Traffic cop forced to give himself a ticket after boss spots him breaking road rules 

By Kumar Vikram


Enforcer: Delhi joint commissioner (Traffic) Satyendra Garg

Enforcer: Delhi joint commissioner (Traffic) Satyendra Garg

The police and politicians often turn out to be the biggest violators of traffic rules.

And when caught, they tend to throw their weight around and escape getting hauled up for their indiscretion.

But recently, an assistant commissioner of police (traffic) was forced to issue a challan to himself after his official car had violated traffic rules.

The enforcer was none other than joint commissioner of police (traffic)
Satyendra Garg. He is known as a strict disciplinarian who has instilled a
better driving sense among Delhiites by enforcing stringent rules on roads and booking violators.
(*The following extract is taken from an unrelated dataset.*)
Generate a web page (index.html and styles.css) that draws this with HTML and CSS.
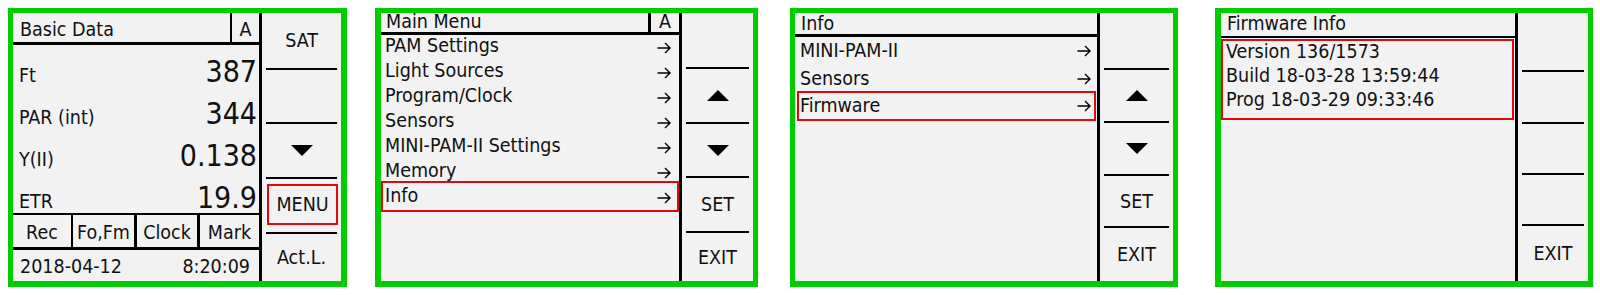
FILE: index.html
```html
<!DOCTYPE html>
<html>
<head>
<meta charset="utf-8">
<link rel="stylesheet" href="styles.css">
</head>
<body>
<div class="screens">
  <div class="panel p1">
    <div class="main">
      <div class="head"><span class="title">Basic Data</span><span class="mode">A</span></div>
      <div class="data">
        <div class="drow"><span class="lbl">Ft</span><span class="val">387</span></div>
        <div class="drow"><span class="lbl">PAR (int)</span><span class="val">344</span></div>
        <div class="drow"><span class="lbl">Y(II)</span><span class="val">0.138</span></div>
        <div class="drow"><span class="lbl">ETR</span><span class="val">19.9</span></div>
      </div>
      <div class="btns"><span class="b1">Rec</span><span class="b2">Fo,Fm</span><span class="b3">Clock</span><span class="b4">Mark</span></div>
      <div class="status"><span>2018-04-12</span><span>8:20:09</span></div>
    </div>
    <div class="side">
      <div class="slot">SAT</div><div class="sep"></div>
      <div class="slot"></div><div class="sep"></div>
      <div class="slot"><svg class="tri" width="22" height="11" viewBox="0 0 22 11"><polygon points="0,0 22,0 11,11" fill="#000"/></svg></div><div class="sep"></div>
      <div class="slot"><div class="hl-btn">MENU</div></div><div class="sep"></div>
      <div class="slot">Act.L.</div>
    </div>
  </div>

  <div class="panel p2">
    <div class="main">
      <div class="head"><span class="title">Main Menu</span><span class="mode">A</span></div>
      <div class="list">
        <div class="item"><span>PAM Settings</span><svg class="arr" width="14" height="12" viewBox="0 0 14 12"><path d="M0.5 6H13 M8 1L13 6L8 11" fill="none" stroke="#000" stroke-width="1.4"/></svg></div>
        <div class="item"><span>Light Sources</span><svg class="arr" width="14" height="12" viewBox="0 0 14 12"><path d="M0.5 6H13 M8 1L13 6L8 11" fill="none" stroke="#000" stroke-width="1.4"/></svg></div>
        <div class="item"><span>Program/Clock</span><svg class="arr" width="14" height="12" viewBox="0 0 14 12"><path d="M0.5 6H13 M8 1L13 6L8 11" fill="none" stroke="#000" stroke-width="1.4"/></svg></div>
        <div class="item"><span>Sensors</span><svg class="arr" width="14" height="12" viewBox="0 0 14 12"><path d="M0.5 6H13 M8 1L13 6L8 11" fill="none" stroke="#000" stroke-width="1.4"/></svg></div>
        <div class="item"><span>MINI-PAM-II Settings</span><svg class="arr" width="14" height="12" viewBox="0 0 14 12"><path d="M0.5 6H13 M8 1L13 6L8 11" fill="none" stroke="#000" stroke-width="1.4"/></svg></div>
        <div class="item"><span>Memory</span><svg class="arr" width="14" height="12" viewBox="0 0 14 12"><path d="M0.5 6H13 M8 1L13 6L8 11" fill="none" stroke="#000" stroke-width="1.4"/></svg></div>
        <div class="item sel"><span>Info</span><svg class="arr" width="14" height="12" viewBox="0 0 14 12"><path d="M0.5 6H13 M8 1L13 6L8 11" fill="none" stroke="#000" stroke-width="1.4"/></svg></div>
      </div>
    </div>
    <div class="side">
      <div class="slot"></div><div class="sep"></div>
      <div class="slot"><svg class="tri" width="22" height="11" viewBox="0 0 22 11"><polygon points="0,11 22,11 11,0" fill="#000"/></svg></div><div class="sep"></div>
      <div class="slot"><svg class="tri" width="22" height="11" viewBox="0 0 22 11"><polygon points="0,0 22,0 11,11" fill="#000"/></svg></div><div class="sep"></div>
      <div class="slot">SET</div><div class="sep"></div>
      <div class="slot">EXIT</div>
    </div>
  </div>

  <div class="panel p3">
    <div class="main">
      <div class="head"><span class="title">Info</span></div>
      <div class="list">
        <div class="item"><span>MINI-PAM-II</span><svg class="arr" width="14" height="12" viewBox="0 0 14 12"><path d="M0.5 6H13 M8 1L13 6L8 11" fill="none" stroke="#000" stroke-width="1.4"/></svg></div>
        <div class="item"><span>Sensors</span><svg class="arr" width="14" height="12" viewBox="0 0 14 12"><path d="M0.5 6H13 M8 1L13 6L8 11" fill="none" stroke="#000" stroke-width="1.4"/></svg></div>
        <div class="item sel"><span>Firmware</span><svg class="arr" width="14" height="12" viewBox="0 0 14 12"><path d="M0.5 6H13 M8 1L13 6L8 11" fill="none" stroke="#000" stroke-width="1.4"/></svg></div>
      </div>
    </div>
    <div class="side">
      <div class="slot"></div><div class="sep"></div>
      <div class="slot"><svg class="tri" width="22" height="11" viewBox="0 0 22 11"><polygon points="0,11 22,11 11,0" fill="#000"/></svg></div><div class="sep"></div>
      <div class="slot"><svg class="tri" width="22" height="11" viewBox="0 0 22 11"><polygon points="0,0 22,0 11,11" fill="#000"/></svg></div><div class="sep"></div>
      <div class="slot">SET</div><div class="sep"></div>
      <div class="slot">EXIT</div>
    </div>
  </div>

  <div class="panel p4">
    <div class="main">
      <div class="head"><span class="title">Firmware Info</span></div>
      <div class="fwbox">
        <div class="fwline">Version 136/1573</div>
        <div class="fwline">Build 18-03-28 13:59:44</div>
        <div class="fwline">Prog 18-03-29 09:33:46</div>
      </div>
    </div>
    <div class="side">
      <div class="slot"></div><div class="sep"></div>
      <div class="slot"></div><div class="sep"></div>
      <div class="slot"></div><div class="sep"></div>
      <div class="slot"></div><div class="sep"></div>
      <div class="slot">EXIT</div>
    </div>
  </div>
</div>
</body>
</html>
```

FILE: styles.css
```css
body {
  margin: 0;
  background: #ffffff;
  font-family: "DejaVu Sans Condensed", "DejaVu Sans", sans-serif;
  font-stretch: condensed;
  font-size: 19.5px;
  color: #111;
}

.screens {
  display: flex;
  align-items: flex-start;
  padding-top: 8px;
}

.panel {
  display: flex;
  box-sizing: border-box;
  height: 279px;
  border-style: solid;
  border-color: #0c0;
  background: #f2f2f2;
}

.p1 { margin-left: 8px; width: 339px; border-width: 5px 6px 6px 5px; }
.p2 { margin-left: 28px; width: 383px; border-width: 5px 5px 6px 6px; }
.p3 { margin-left: 32px; width: 388px; border-width: 5px 5px 6px 5px; }
.p4 { margin-left: 37px; width: 378px; border-width: 5px 5px 6px 6px; }

.main {
  box-sizing: border-box;
  border-right: 3px solid #000;
  display: flex;
  flex-direction: column;
}
.p1 .main { width: 249px; }
.p2 .main { width: 301px; }
.p3 .main { width: 305px; }
.p4 .main { width: 297px; }

/* headers */
.head {
  display: flex;
  flex: none;
}
.title { flex: 1; white-space: nowrap; }
.mode { text-align: center; }

.p1 .head { height: 29px; border-bottom: 3px solid #000; }
.p1 .title { padding: 5px 0 0 7px; line-height: 24px; }
.p1 .mode { width: 27px; border-left: 2px solid #000; padding-top: 5px; line-height: 24px; }

.p2 .head { height: 19px; border-bottom: 3px solid #000; }
.p2 .title { padding-left: 5px; line-height: 17px; }
.p2 .mode { width: 28px; border-left: 3px solid #000; line-height: 17px; }

.p3 .head { height: 21px; border-bottom: 3px solid #000; }
.p3 .title { padding-left: 6px; line-height: 21px; }

.p4 .head { height: 23px; border-bottom: 2px solid #000; }
.p4 .title { padding-left: 6px; line-height: 21px; }

/* basic data */
.data { flex: none; }
.drow {
  box-sizing: border-box;
  height: 42px;
  padding: 12px 2px 0 6px;
  display: flex;
  justify-content: space-between;
  align-items: baseline;
}
.lbl { line-height: 20px; }
.val { font-size: 30px; line-height: 30px; }

.btns {
  display: flex;
  height: 32px;
  border-top: 2px solid #000;
  border-bottom: 3px solid #000;
}
.btns span {
  text-align: center;
  padding-top: 4px;
  line-height: 28px;
  white-space: nowrap;
}
.b1 { width: 58px; }
.b2 { width: 61px; border-left: 2px solid #000; }
.b3 { width: 60px; border-left: 3px solid #000; }
.b4 { flex: 1; border-left: 3px solid #000; }

.status {
  display: flex;
  justify-content: space-between;
  padding: 2px 9px 0 7px;
  line-height: 29px;
}

/* menu lists */
.list { display: flex; flex-direction: column; }
.item {
  box-sizing: border-box;
  display: flex;
  justify-content: space-between;
  align-items: center;
  white-space: nowrap;
}
.arr { display: block; flex: none; }

.p2 .item { height: 25px; line-height: 21px; padding: 0 8px 0 4px; }
.p2 .item span { align-self: flex-start; }
.p2 .item.sel {
  height: 31px;
  margin-top: -4px;
  border: 2px solid #e10a0a;
  padding: 2px 6px 0 2px;
}

.p3 .item { height: 28px; line-height: 28px; padding: 0 6px 0 5px; }
.p3 .item.sel {
  height: 30px;
  margin: -2px 1px 0 2px;
  border: 2px solid #e10a0a;
  line-height: 26px;
  padding: 0 3px 0 1px;
}

.fwbox {
  box-sizing: border-box;
  height: 81px;
  margin: 1px 1px 0 0;
  border: 2px solid #e10a0a;
  padding-left: 3px;
}
.fwline { height: 24px; line-height: 21px; white-space: nowrap; }

/* right soft-key column */
.side { flex: 1; display: grid; }
.p1 .side { grid-template-rows: 55px 2px 52px 2px 53px 2px 53px 2px 1fr; }
.p2 .side { grid-template-rows: 54px 2px 53px 2px 52px 2px 53px 2px 1fr; }
.p3 .side { grid-template-rows: 55px 2px 51px 2px 51px 2px 50px 2px 1fr; }
.p4 .side { grid-template-rows: 57px 2px 50px 2px 49px 2px 49px 2px 1fr; }

.sep { background: #000; margin: 0 4px 0 4px; }
.slot {
  display: flex;
  align-items: center;
  justify-content: center;
  min-height: 0;
}
.p1 .slot:nth-child(7) { align-items: stretch; justify-content: stretch; }
.hl-btn {
  flex: 1;
  margin: 5px 3px 7px 5px;
  border: 2px solid #e10a0a;
  display: flex;
  align-items: center;
  justify-content: center;
}
.tri { display: block; }
```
On Wednesday, Garg was waiting at a traffic signal in East Delhi when he noticed a traffic police vehicle overtaking his official car. The police vehicle stopped after crossing the limit line. Seeing this violation, Garg contacted the control room and was told that the vehicle belonged to the ACP (traffic).

“Apart from cautioning him for setting a bad example, I asked him to issue a challan to his own vehicle and send me a copy. It is very unpleasant to pull up your own officer for setting the wrong example, but we have to realise that once we are in the public domain, our conduct has to be positive and exemplary,” Garg said.

This was not all. The very next day, the traffic police had to prosecute a serving armed forces officer for dangerous driving. The officer was spotted driving while talking on his mobile phone on August Kranti Marg in the South Delhi area.

“He was spotted talking on his mobile phone while driving and when caught, he pleaded that he be let off as he was a serving officer. When disciplined officers violate rules, what will be the conduct of others?” Garg said.

Sadly for Delhi's road safety, Garg will be leaving office in a few days as he has been transferred to Mizoram.

The army officer paid Rs 1,000 as a penalty for dangerous driving as he did not want to go to court, the outgoing joint commissioner of traffic police said.